Don't Look Up

Don't Look Up ★★★★★

This review may contain spoilers. I can handle the truth.

This review may contain spoilers.

This is Adam McKay's best film. It'd be one thing if the entire movie felt like a lecture (I love Vice and The Big Short, but both films admittedly slip into this tendency) - but there is real emotional heft to this thing.

At first glance, it appears the entire film may be DiCaprio and Lawrence exhaustively warning the powers-that-be of the impending natural disaster. But then McKay turns it in an interesting direction - DiCaprio's character gets attracted to the limelight and is subsequently caught up in the media frenzy, leaving Lawrence on the sidelines as the pouty doomsday girl. One of the more emotionally affecting scenes in the film is straight out of Sidney Lumet's Network (1976) - DiCaprio's wife (Melanie Lynskey) confronts him in a hotel room about his infidelities with Megyn Kelly-lite (Cate Blanchett). And, just as William Holden does to Beatrice Straight in Lumet's film, DiCaprio brutally cuts ties with his devoted spouse in favor of a relationship with a more exciting and utterly vapid creature of television.

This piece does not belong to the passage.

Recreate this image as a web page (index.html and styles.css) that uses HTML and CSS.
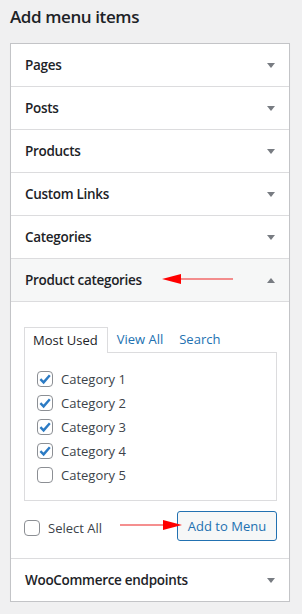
FILE: index.html
```html
<!DOCTYPE html>
<html lang="en">
<head>
    <meta charset="UTF-8">
    <title>Add menu items</title>
    <link rel="stylesheet" href="styles.css">
</head>
<body>
<h2 class="title">Add menu items</h2>

<div class="accordion">
    <div class="section"><span class="section-title">Pages</span><span class="caret"></span></div>
    <div class="section"><span class="section-title">Posts</span><span class="caret"></span></div>
    <div class="section"><span class="section-title">Products</span><span class="caret"></span></div>
    <div class="section"><span class="section-title">Custom Links</span><span class="caret"></span></div>
    <div class="section"><span class="section-title">Categories</span><span class="caret"></span></div>
    <div class="section open">
        <span class="section-title">Product categories</span>
        <svg class="note note-left" width="74" height="12" viewBox="0 0 74 12">
            <line x1="18" y1="6" x2="72" y2="6" stroke="#f26a6a" stroke-width="1.6"/>
            <polygon points="1,6 20,1 20,11" fill="#ff0000"/>
        </svg>
        <span class="caret up"></span>
    </div>

    <div class="section-content">
        <ul class="tabs">
            <li class="tab active">Most Used</li>
            <li class="tab">View All</li>
            <li class="tab">Search</li>
        </ul>
        <div class="tabs-panel">
            <ul class="checklist">
                <li><span class="box checked"><svg width="16" height="16" viewBox="0 0 16 16"><path d="M3.4 8.2 L6.6 11.4 L12.8 4.3" fill="none" stroke="#2c7bc4" stroke-width="2.4"/></svg></span>Category 1</li>
                <li><span class="box checked"><svg width="16" height="16" viewBox="0 0 16 16"><path d="M3.4 8.2 L6.6 11.4 L12.8 4.3" fill="none" stroke="#2c7bc4" stroke-width="2.4"/></svg></span>Category 2</li>
                <li><span class="box checked"><svg width="16" height="16" viewBox="0 0 16 16"><path d="M3.4 8.2 L6.6 11.4 L12.8 4.3" fill="none" stroke="#2c7bc4" stroke-width="2.4"/></svg></span>Category 3</li>
                <li><span class="box checked"><svg width="16" height="16" viewBox="0 0 16 16"><path d="M3.4 8.2 L6.6 11.4 L12.8 4.3" fill="none" stroke="#2c7bc4" stroke-width="2.4"/></svg></span>Category 4</li>
                <li><span class="box"></span>Category 5</li>
            </ul>
        </div>
        <div class="actions">
            <label class="select-all"><span class="box"></span>Select All</label>
            <svg class="note note-right" width="64" height="12" viewBox="0 0 64 12">
                <line x1="1" y1="6" x2="46" y2="6" stroke="#f26a6a" stroke-width="1.6"/>
                <polygon points="63,6 44,1 44,11" fill="#ff0000"/>
            </svg>
            <button class="button">Add to Menu</button>
        </div>
    </div>

    <div class="section last"><span class="section-title">WooCommerce endpoints</span><span class="caret"></span></div>
</div>
</body>
</html>
```

FILE: styles.css
```css
body {
    margin: 0;
    padding: 0 12px 0 10px;
    background-color: #f0f0f1;
    font-family: "Open Sans", "Noto Sans", sans-serif;
    color: #1d2327;
}
.title { font-size: 17px; font-weight: 600; letter-spacing: -0.4px; line-height: 23px; margin: 5px 0 15px; }

.accordion {
    border: 1px solid #c3c4c7;
    background-color: #fff;
    box-shadow: 0 1px 1px rgba(0, 0, 0, .04);
}
.section {
    position: relative;
    display: flex;
    align-items: center;
    justify-content: space-between;
    height: 42px;
    padding: 0 14px 0 14px;
    border-bottom: 1px solid #dcdcde;
}
.section.last { border-bottom: none; }
.section.open { background-color: #f6f7f7; }
.section-title { font-size: 13.5px; font-weight: 600; letter-spacing: -0.3px; }
.caret {
    width: 0;
    height: 0;
    border-left: 4px solid transparent;
    border-right: 4px solid transparent;
    border-top: 5px solid #787c82;
}
.caret.up { border-top: none; border-bottom: 5px solid #787c82; }

.note { position: absolute; }
.note-left { left: 150px; top: 14px; }
.note-right { left: 95px; top: 8px; }

.section-content {
    height: 257px;
    box-sizing: border-box;
    padding: 25px 12px 18px 13px;
    border-bottom: 1px solid #dcdcde;
}
.tabs {
    display: flex;
    list-style: none;
    margin: 0;
    padding: 0;
    height: 25px;
}
.tab {
    font-size: 13px;
    line-height: 24px;
    color: #2271b1;
    margin-right: 16px;
}
.tab.active {
    position: relative;
    z-index: 1;
    color: #1d2327;
    background-color: #fff;
    border: 1px solid #dcdcde;
    border-bottom: none;
    height: 25px;
    padding: 0 9px 0 8px;
    margin-right: 9px;
}
.tabs-panel {
    border: 1px solid #dcdcde;
    height: 149px;
    box-sizing: border-box;
    padding: 14px 12px 13px 12px;
}
.checklist { list-style: none; margin: 0; padding: 0; }
.checklist li {
    display: flex;
    align-items: center;
    height: 24px;
    font-size: 13px;
    color: #3c434a;
}
.box {
    display: inline-block;
    width: 16px;
    height: 16px;
    box-sizing: border-box;
    border: 1px solid #8c8f94;
    border-radius: 4px;
    margin-right: 8px;
    background-color: #fff;
    position: relative;
}
.box svg { position: absolute; left: -1px; top: -1px; }

.actions {
    position: relative;
    display: flex;
    align-items: center;
    justify-content: space-between;
    margin-top: 10px;
    height: 30px;
}
.select-all {
    display: flex;
    align-items: center;
    font-size: 13px;
    color: #3c434a;
    padding-top: 3px;
}
.button {
    width: 100px;
    height: 30px;
    font-family: inherit;
    font-size: 13px;
    color: #2271b1;
    background-color: #f6f7f7;
    border: 1px solid #2271b1;
    border-radius: 3px;
    padding: 0;
}
```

Even the characters who are on the side of science get distracted by the more entertaining news dominating the airwaves - the break-up of a music power couple, the President's illicit affair with her good ole boy Supreme Court appointee, the launch of a new smartphone. This is the world we've created.

Ultimately, Don't Look Up leaves us with an appropriately icky feeling. All of the exasperation, laughter, frustration and anger (both on our and the characters' parts) gives way to the inevitable - the ultimate silencer, in which all of the politicians, scientists, news pundits and comet-deniers meet the same indiscriminate fate (well, except for the shuttle that launches the President and other high-profile dignitaries into space before the impact). This final sequence - in which, yes, the world indeed ends - culminates in a moving dinner amongst the level-headed astrologists. While they choose to spend their final moments breaking bread with family, everyone else is panicking, the reality of the situation finally catching up to them. Of course, it's too late.

Here is a great example of a filmmaker getting maximum mileage out of his all-star ensemble. Too many films with packed casts invariably waste the talent involved - but here, every big name gets ample opportunity to showcase their range. In particular, DiCaprio is wonderful, working in a comedic mode of which we're thankfully getting to see more and more. Other standouts include Meryl Streep as the Trump-ian President and Mark Rylance as a socially inept tech billionaire (who seems to have trouble even being in the same room as other people).

What the hell are critics smoking? Not since Alexander Payne's Downsizing (2017) has a go-for-broke film received such a muted, outright dismissive response. It's disheartening.